Given the OC and East LA connections, Griffiths believes the Frida is the perfect venue for her film that rolls there June 10 to 16. “The whole week of screenings is really about bringing audiences a deeper appreciation for this movie,” she says, “because they have their own personal stake in it.”

Estimating that half of her crew of 113 for The Night Stalker was women and/or minorities, she is donating Santa Ana proceeds to a nonprofit foundation that aims to get more women behind film and television cameras. “We made an effort to consider gender and ethnic diversity in hiring, and we ended up with an amazing, talented and driven crew,” Griffiths says, “so it was good.”

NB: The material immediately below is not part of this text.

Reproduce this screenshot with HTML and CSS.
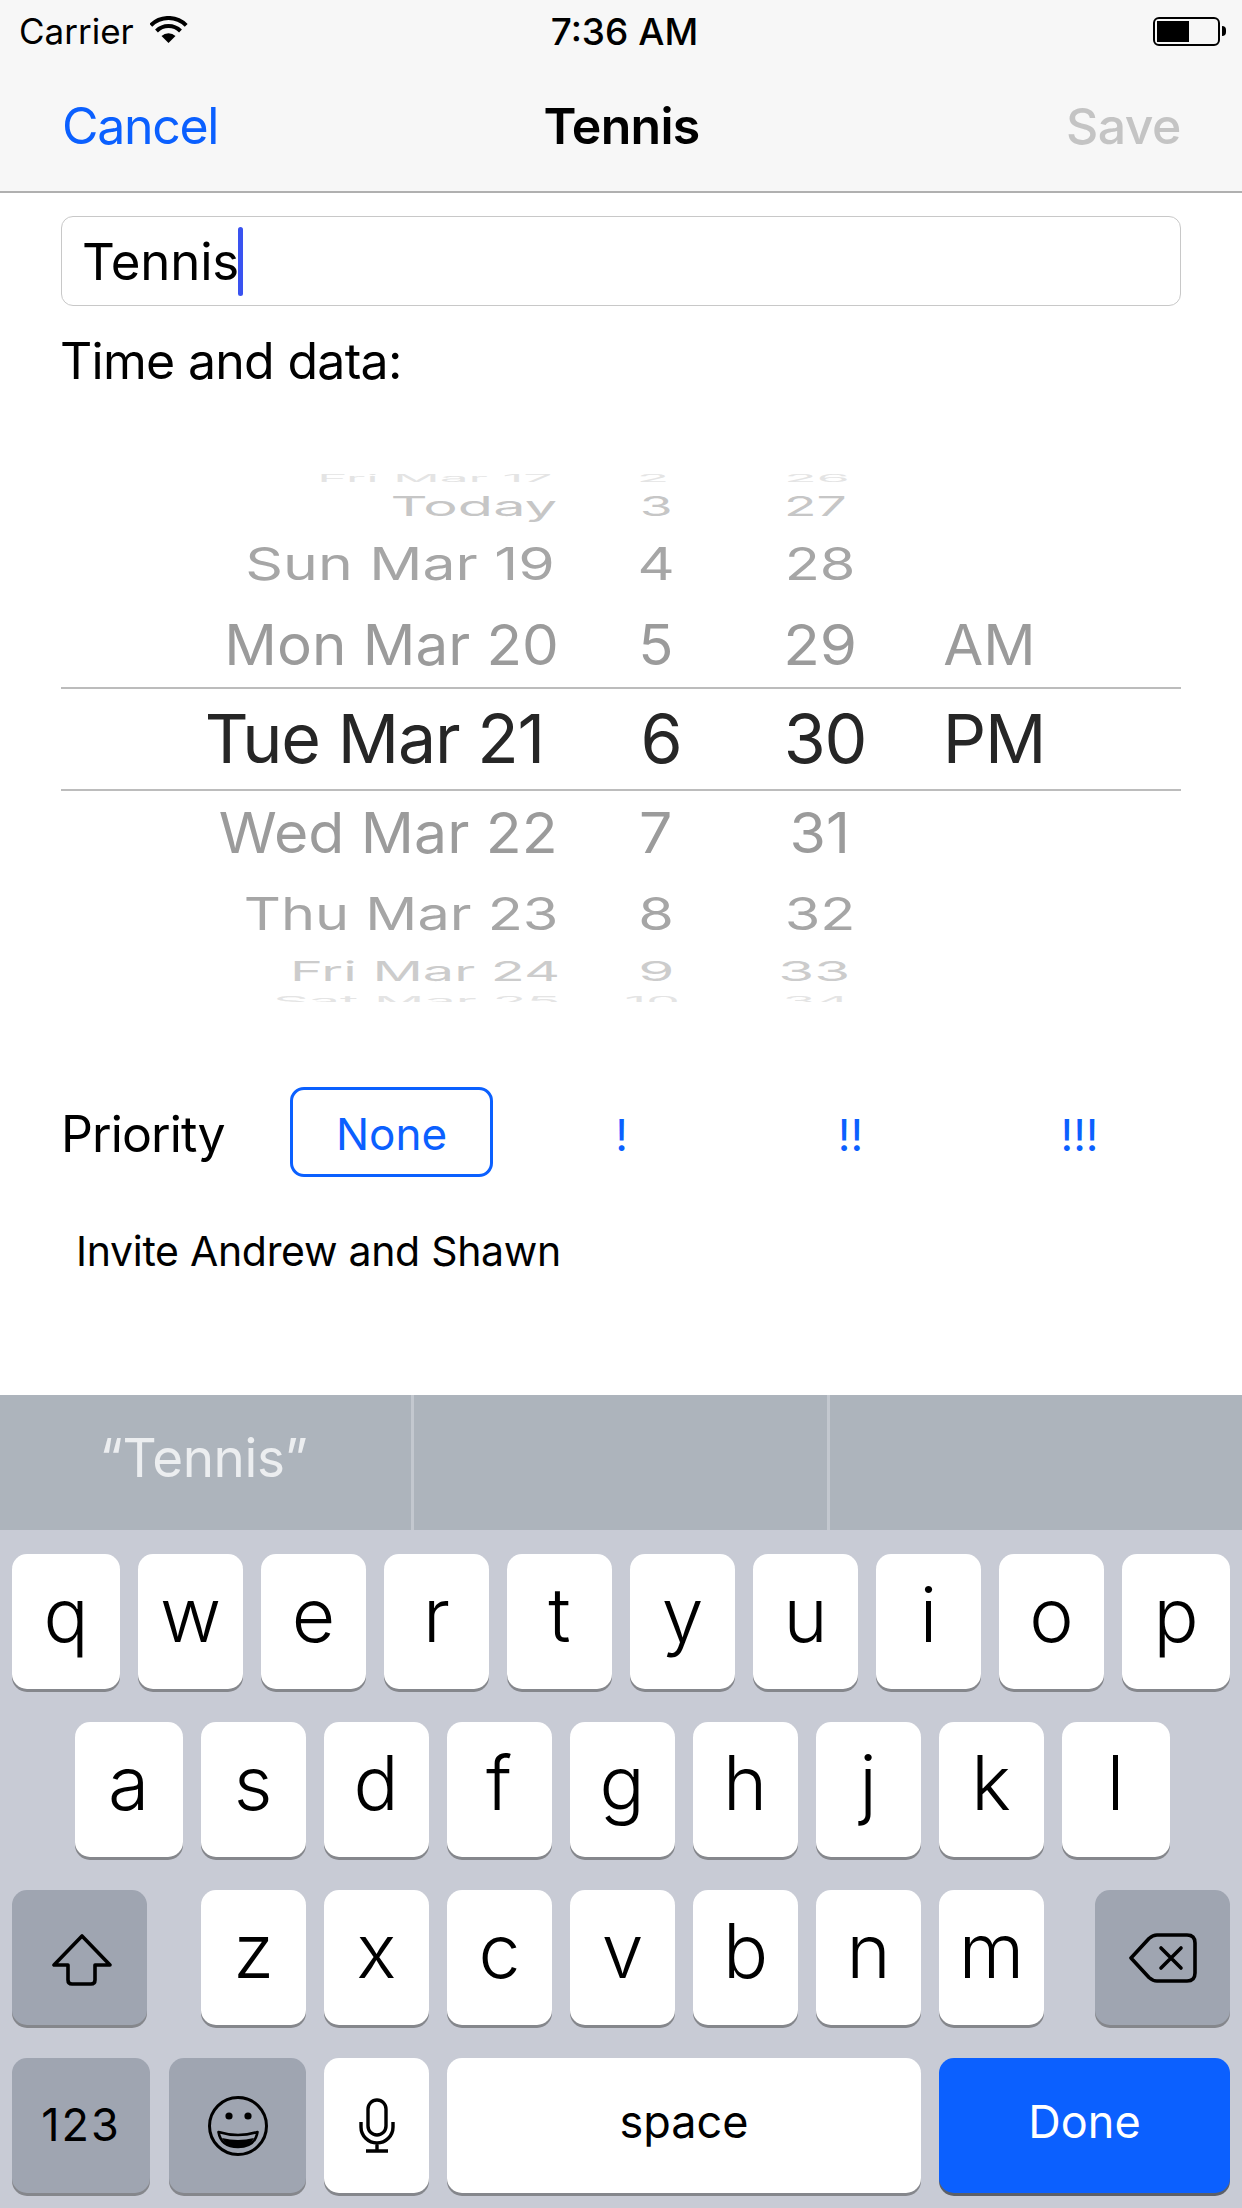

The Night Stalker was written and directed by Megan Griffiths; produced by Matthew R. Brady, Alisa Tager, MRB Productions and Laboratory Productions; and stars Bellamy Young, Lou Diamond Phillips, Mark Kelly and Ben Barrett. At the Frida Cinema, 305 E. Fourth St., Santa Ana; thefridacinema.org. Premieres Fri., June 10, 7:30 p.m. (with Q&A after featuring Griffiths, Barrett and Carrillo) and 9:30 p.m. Sat.-Thurs., June 11-16, 8 p.m. $8-$10. Also, June 11., 9 p.m. and June 13, 1 a.m. on Lifetime and June 17, 8 p.m. and June 18, midnight on LMN (formerly Lifetime Movie Network).